# Written exercise
Give the data again, word for word.

# Given data
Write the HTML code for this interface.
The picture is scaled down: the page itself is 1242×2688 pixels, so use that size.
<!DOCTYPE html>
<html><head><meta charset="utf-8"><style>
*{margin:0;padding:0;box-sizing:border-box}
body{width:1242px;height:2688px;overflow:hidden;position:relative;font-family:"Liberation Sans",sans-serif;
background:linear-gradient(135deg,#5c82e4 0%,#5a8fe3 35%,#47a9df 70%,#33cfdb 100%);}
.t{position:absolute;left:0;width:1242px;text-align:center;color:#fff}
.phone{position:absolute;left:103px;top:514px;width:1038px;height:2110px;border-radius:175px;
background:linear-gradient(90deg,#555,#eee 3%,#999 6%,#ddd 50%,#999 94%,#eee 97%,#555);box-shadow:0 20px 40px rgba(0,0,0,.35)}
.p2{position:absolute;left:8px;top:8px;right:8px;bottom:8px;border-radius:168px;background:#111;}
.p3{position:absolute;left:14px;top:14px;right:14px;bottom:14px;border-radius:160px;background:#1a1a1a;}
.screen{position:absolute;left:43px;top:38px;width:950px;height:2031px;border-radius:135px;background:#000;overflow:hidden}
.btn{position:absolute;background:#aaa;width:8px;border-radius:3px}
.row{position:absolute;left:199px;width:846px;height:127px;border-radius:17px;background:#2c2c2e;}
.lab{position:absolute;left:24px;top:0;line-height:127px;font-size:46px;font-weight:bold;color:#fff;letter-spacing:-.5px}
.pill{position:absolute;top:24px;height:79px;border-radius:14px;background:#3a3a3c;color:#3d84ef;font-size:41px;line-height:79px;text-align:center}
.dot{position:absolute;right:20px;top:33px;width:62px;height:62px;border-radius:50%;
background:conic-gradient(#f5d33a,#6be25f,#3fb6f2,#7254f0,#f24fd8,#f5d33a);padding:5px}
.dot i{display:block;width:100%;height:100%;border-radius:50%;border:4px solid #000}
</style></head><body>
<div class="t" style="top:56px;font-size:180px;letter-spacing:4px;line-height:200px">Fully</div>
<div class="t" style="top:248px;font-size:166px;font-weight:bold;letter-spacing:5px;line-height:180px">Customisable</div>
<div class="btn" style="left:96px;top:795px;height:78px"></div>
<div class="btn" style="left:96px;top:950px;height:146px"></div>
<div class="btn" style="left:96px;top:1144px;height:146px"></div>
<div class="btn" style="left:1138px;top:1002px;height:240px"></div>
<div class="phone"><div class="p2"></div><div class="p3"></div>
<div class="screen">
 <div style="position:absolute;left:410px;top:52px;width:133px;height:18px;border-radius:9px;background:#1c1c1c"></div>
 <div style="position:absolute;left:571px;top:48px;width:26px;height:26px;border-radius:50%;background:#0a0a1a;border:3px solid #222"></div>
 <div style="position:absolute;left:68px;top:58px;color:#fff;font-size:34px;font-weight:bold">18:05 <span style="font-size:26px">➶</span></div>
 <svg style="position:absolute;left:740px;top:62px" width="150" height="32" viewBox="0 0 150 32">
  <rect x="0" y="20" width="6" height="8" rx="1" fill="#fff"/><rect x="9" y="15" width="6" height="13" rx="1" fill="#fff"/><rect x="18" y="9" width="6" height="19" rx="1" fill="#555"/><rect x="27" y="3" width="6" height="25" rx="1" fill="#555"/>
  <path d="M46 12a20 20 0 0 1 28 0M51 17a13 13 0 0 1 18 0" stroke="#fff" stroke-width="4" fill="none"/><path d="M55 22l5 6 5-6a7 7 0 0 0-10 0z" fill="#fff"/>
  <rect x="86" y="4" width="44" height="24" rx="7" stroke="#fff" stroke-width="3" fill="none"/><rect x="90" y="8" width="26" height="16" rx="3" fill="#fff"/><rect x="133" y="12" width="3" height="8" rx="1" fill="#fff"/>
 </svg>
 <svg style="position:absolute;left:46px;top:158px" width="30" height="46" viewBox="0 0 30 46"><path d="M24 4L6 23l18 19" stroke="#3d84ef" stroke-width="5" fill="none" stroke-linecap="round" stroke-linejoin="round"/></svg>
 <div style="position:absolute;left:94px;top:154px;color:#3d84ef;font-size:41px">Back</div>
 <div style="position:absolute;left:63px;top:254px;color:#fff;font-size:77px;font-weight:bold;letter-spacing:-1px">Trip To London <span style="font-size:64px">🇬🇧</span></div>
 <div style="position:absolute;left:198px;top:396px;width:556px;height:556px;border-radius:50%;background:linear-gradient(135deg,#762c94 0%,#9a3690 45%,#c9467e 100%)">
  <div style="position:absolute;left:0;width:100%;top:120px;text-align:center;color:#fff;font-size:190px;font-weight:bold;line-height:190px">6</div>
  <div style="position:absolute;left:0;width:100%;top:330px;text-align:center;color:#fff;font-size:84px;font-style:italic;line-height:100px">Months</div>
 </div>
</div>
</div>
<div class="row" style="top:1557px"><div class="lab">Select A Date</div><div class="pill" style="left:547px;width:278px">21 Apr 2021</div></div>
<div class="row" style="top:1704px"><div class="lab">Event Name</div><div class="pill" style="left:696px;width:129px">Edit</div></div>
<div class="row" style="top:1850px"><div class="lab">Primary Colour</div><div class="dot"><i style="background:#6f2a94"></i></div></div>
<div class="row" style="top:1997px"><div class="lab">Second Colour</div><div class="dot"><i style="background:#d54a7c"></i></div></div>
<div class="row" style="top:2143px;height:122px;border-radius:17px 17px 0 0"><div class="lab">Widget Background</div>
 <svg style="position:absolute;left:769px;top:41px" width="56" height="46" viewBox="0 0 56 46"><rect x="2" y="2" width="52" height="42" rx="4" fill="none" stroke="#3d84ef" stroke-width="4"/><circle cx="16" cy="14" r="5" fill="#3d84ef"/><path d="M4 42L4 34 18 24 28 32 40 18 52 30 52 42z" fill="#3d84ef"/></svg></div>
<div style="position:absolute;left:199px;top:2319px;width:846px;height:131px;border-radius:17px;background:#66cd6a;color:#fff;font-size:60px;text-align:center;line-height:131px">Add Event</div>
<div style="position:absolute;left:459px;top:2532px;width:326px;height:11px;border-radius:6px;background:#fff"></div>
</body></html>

# Answer for this exercise
Write the HTML code for this interface.
The picture is scaled down: the page itself is 1242×2688 pixels, so use that size.
<!DOCTYPE html>
<html><head><meta charset="utf-8"><style>
*{margin:0;padding:0;box-sizing:border-box}
body{width:1242px;height:2688px;overflow:hidden;position:relative;font-family:"Liberation Sans",sans-serif;
background:linear-gradient(135deg,#5c82e4 0%,#5a8fe3 35%,#47a9df 70%,#33cfdb 100%);}
.t{position:absolute;left:0;width:1242px;text-align:center;color:#fff}
.phone{position:absolute;left:103px;top:514px;width:1038px;height:2110px;border-radius:175px;
background:linear-gradient(90deg,#555,#eee 3%,#999 6%,#ddd 50%,#999 94%,#eee 97%,#555);box-shadow:0 20px 40px rgba(0,0,0,.35)}
.p2{position:absolute;left:8px;top:8px;right:8px;bottom:8px;border-radius:168px;background:#111;}
.p3{position:absolute;left:14px;top:14px;right:14px;bottom:14px;border-radius:160px;background:#1a1a1a;}
.screen{position:absolute;left:43px;top:38px;width:950px;height:2031px;border-radius:135px;background:#000;overflow:hidden}
.btn{position:absolute;background:#aaa;width:8px;border-radius:3px}
.row{position:absolute;left:199px;width:846px;height:127px;border-radius:17px;background:#2c2c2e;}
.lab{position:absolute;left:24px;top:0;line-height:127px;font-size:46px;font-weight:bold;color:#fff;letter-spacing:-.5px}
.pill{position:absolute;top:24px;height:79px;border-radius:14px;background:#3a3a3c;color:#3d84ef;font-size:41px;line-height:79px;text-align:center}
.dot{position:absolute;right:20px;top:33px;width:62px;height:62px;border-radius:50%;
background:conic-gradient(#f5d33a,#6be25f,#3fb6f2,#7254f0,#f24fd8,#f5d33a);padding:5px}
.dot i{display:block;width:100%;height:100%;border-radius:50%;border:4px solid #000}
</style></head><body>
<div class="t" style="top:56px;font-size:180px;letter-spacing:4px;line-height:200px">Fully</div>
<div class="t" style="top:248px;font-size:166px;font-weight:bold;letter-spacing:5px;line-height:180px">Customisable</div>
<div class="btn" style="left:96px;top:795px;height:78px"></div>
<div class="btn" style="left:96px;top:950px;height:146px"></div>
<div class="btn" style="left:96px;top:1144px;height:146px"></div>
<div class="btn" style="left:1138px;top:1002px;height:240px"></div>
<div class="phone"><div class="p2"></div><div class="p3"></div>
<div class="screen">
 <div style="position:absolute;left:410px;top:52px;width:133px;height:18px;border-radius:9px;background:#1c1c1c"></div>
 <div style="position:absolute;left:571px;top:48px;width:26px;height:26px;border-radius:50%;background:#0a0a1a;border:3px solid #222"></div>
 <div style="position:absolute;left:68px;top:58px;color:#fff;font-size:34px;font-weight:bold">18:05 <span style="font-size:26px">➶</span></div>
 <svg style="position:absolute;left:740px;top:62px" width="150" height="32" viewBox="0 0 150 32">
  <rect x="0" y="20" width="6" height="8" rx="1" fill="#fff"/><rect x="9" y="15" width="6" height="13" rx="1" fill="#fff"/><rect x="18" y="9" width="6" height="19" rx="1" fill="#555"/><rect x="27" y="3" width="6" height="25" rx="1" fill="#555"/>
  <path d="M46 12a20 20 0 0 1 28 0M51 17a13 13 0 0 1 18 0" stroke="#fff" stroke-width="4" fill="none"/><path d="M55 22l5 6 5-6a7 7 0 0 0-10 0z" fill="#fff"/>
  <rect x="86" y="4" width="44" height="24" rx="7" stroke="#fff" stroke-width="3" fill="none"/><rect x="90" y="8" width="26" height="16" rx="3" fill="#fff"/><rect x="133" y="12" width="3" height="8" rx="1" fill="#fff"/>
 </svg>
 <svg style="position:absolute;left:46px;top:158px" width="30" height="46" viewBox="0 0 30 46"><path d="M24 4L6 23l18 19" stroke="#3d84ef" stroke-width="5" fill="none" stroke-linecap="round" stroke-linejoin="round"/></svg>
 <div style="position:absolute;left:94px;top:154px;color:#3d84ef;font-size:41px">Back</div>
 <div style="position:absolute;left:63px;top:254px;color:#fff;font-size:77px;font-weight:bold;letter-spacing:-1px">Trip To London <span style="font-size:64px">🇬🇧</span></div>
 <div style="position:absolute;left:198px;top:396px;width:556px;height:556px;border-radius:50%;background:linear-gradient(135deg,#762c94 0%,#9a3690 45%,#c9467e 100%)">
  <div style="position:absolute;left:0;width:100%;top:120px;text-align:center;color:#fff;font-size:190px;font-weight:bold;line-height:190px">6</div>
  <div style="position:absolute;left:0;width:100%;top:330px;text-align:center;color:#fff;font-size:84px;font-style:italic;line-height:100px">Months</div>
 </div>
</div>
</div>
<div class="row" style="top:1557px"><div class="lab">Select A Date</div><div class="pill" style="left:547px;width:278px">21 Apr 2021</div></div>
<div class="row" style="top:1704px"><div class="lab">Event Name</div><div class="pill" style="left:696px;width:129px">Edit</div></div>
<div class="row" style="top:1850px"><div class="lab">Primary Colour</div><div class="dot"><i style="background:#6f2a94"></i></div></div>
<div class="row" style="top:1997px"><div class="lab">Second Colour</div><div class="dot"><i style="background:#d54a7c"></i></div></div>
<div class="row" style="top:2143px;height:122px;border-radius:17px 17px 0 0"><div class="lab">Widget Background</div>
 <svg style="position:absolute;left:769px;top:41px" width="56" height="46" viewBox="0 0 56 46"><rect x="2" y="2" width="52" height="42" rx="4" fill="none" stroke="#3d84ef" stroke-width="4"/><circle cx="16" cy="14" r="5" fill="#3d84ef"/><path d="M4 42L4 34 18 24 28 32 40 18 52 30 52 42z" fill="#3d84ef"/></svg></div>
<div style="position:absolute;left:199px;top:2319px;width:846px;height:131px;border-radius:17px;background:#66cd6a;color:#fff;font-size:60px;text-align:center;line-height:131px">Add Event</div>
<div style="position:absolute;left:459px;top:2532px;width:326px;height:11px;border-radius:6px;background:#fff"></div>
</body></html>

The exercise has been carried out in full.